Although Plaintiff's allegations detail its displeasure with Defendant's conduct in this case, they state a possible, not plausible, entitlement to a finding of substantive unconscionability. Iqbal, 129 S.Ct. at 1949. The FAC contains no factual allegations supporting an inference of a disparity in bargaining power or lack of choice.*fn9 It does not indicate how the terms of the contract were unfairly surprising or created an overall imbalance in the obligations and rights imposed, or involved a significant cost-price disparity. At best, Plaintiff has merely pled that it is now unhappy with the terms it agreed to at the outset of this contract. The FAC is devoid of factual allegations that would justify the Court upsetting the parties' allocation of risk and loss.

Since the FAC does not support a finding of procedural or substantive unconscionability, the Court must GRANT the motion to dismiss based on the contract's damages limitation. However, the possibility remains that Plaintiff can cure this deficiency through further pleading. Therefore, the Court finds that the dismissal should be WITHOUT PREJUDICE AND WITH LEAVE TO AMEND. (See Opp. at 7--8.)

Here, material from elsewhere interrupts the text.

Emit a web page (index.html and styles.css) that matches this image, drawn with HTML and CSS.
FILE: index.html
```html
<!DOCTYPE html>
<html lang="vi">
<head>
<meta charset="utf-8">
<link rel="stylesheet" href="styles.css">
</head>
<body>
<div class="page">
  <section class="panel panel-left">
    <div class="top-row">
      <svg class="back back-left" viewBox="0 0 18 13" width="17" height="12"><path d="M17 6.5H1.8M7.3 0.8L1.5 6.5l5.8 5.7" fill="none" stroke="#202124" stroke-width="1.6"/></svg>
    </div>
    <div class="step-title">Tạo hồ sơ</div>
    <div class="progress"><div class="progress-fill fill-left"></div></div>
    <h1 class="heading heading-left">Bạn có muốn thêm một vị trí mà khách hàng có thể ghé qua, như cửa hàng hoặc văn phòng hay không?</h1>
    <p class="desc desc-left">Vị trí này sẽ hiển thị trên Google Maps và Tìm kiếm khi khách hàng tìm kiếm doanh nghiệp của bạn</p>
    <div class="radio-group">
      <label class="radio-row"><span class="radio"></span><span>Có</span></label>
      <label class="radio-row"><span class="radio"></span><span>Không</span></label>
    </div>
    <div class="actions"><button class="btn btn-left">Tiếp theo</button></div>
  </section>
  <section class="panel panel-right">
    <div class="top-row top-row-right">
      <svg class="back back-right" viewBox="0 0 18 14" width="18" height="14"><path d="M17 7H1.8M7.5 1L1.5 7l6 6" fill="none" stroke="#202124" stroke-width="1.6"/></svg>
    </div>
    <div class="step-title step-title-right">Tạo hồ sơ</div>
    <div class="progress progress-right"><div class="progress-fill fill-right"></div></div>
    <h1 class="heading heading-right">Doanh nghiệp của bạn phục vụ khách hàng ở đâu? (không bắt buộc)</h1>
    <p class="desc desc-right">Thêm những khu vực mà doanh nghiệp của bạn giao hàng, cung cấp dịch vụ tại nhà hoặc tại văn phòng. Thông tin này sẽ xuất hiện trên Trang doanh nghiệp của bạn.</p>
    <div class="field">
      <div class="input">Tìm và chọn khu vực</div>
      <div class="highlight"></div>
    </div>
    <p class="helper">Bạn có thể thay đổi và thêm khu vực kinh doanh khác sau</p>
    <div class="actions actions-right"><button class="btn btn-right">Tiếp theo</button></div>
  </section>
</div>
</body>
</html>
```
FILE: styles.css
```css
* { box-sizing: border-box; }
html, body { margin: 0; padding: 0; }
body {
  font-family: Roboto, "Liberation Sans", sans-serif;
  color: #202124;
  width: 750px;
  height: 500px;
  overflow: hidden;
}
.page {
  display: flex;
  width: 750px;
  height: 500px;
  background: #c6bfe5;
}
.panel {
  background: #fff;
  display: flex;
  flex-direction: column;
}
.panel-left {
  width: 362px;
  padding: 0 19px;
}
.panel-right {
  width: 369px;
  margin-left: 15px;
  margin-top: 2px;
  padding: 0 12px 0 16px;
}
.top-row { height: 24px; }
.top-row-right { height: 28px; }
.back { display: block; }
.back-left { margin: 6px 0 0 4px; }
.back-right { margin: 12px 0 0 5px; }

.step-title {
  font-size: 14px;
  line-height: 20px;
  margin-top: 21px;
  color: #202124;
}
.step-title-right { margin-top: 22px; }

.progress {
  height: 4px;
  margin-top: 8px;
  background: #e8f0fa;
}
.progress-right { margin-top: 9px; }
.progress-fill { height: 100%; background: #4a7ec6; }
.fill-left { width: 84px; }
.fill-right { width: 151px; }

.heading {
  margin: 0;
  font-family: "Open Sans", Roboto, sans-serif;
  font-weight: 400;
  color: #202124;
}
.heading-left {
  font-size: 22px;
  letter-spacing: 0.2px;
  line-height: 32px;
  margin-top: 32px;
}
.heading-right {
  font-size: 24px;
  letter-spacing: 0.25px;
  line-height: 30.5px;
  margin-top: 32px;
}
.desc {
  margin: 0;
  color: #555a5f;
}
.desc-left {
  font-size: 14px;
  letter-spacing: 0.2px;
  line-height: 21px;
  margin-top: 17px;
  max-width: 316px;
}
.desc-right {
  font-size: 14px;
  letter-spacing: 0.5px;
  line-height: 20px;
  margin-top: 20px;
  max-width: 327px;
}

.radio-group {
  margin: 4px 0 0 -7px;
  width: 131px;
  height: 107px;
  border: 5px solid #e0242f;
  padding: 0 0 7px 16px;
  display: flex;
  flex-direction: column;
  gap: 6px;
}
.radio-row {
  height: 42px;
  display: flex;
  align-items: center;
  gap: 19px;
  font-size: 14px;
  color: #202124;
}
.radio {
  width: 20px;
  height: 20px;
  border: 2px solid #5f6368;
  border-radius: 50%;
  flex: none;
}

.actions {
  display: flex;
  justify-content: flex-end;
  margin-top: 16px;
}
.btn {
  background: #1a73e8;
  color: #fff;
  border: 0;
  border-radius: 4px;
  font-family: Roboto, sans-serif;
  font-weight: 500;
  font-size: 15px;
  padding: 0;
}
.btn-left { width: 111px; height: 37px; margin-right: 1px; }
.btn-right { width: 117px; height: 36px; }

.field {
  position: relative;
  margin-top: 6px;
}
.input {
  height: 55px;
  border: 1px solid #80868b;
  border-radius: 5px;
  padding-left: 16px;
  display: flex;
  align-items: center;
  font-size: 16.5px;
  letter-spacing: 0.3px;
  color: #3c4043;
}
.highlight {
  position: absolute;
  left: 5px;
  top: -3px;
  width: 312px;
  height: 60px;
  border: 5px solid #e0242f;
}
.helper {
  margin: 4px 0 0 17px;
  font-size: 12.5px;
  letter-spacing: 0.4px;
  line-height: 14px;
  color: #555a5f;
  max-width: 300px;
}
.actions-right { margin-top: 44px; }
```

III. Satisfaction of Conditions Precedent

Defendant's reply again argues that Plaintiff has not pled the satisfaction of conditions precedent, specifically that Defendant never "found the pumps to be defective." (Reply at 6--7.) Since Defendant did not make this argument in its opening brief, the Court finds that it has been waived for purposes of this motion.*fn10


For the reasons stated, Defendant's motion to dismiss is GRANTED and this action is DISMISSED WITHOUT PREJUDICE. Plaintiff may, if it so chooses, file an amended complaint within 30 days of the date this order is electronically docketed.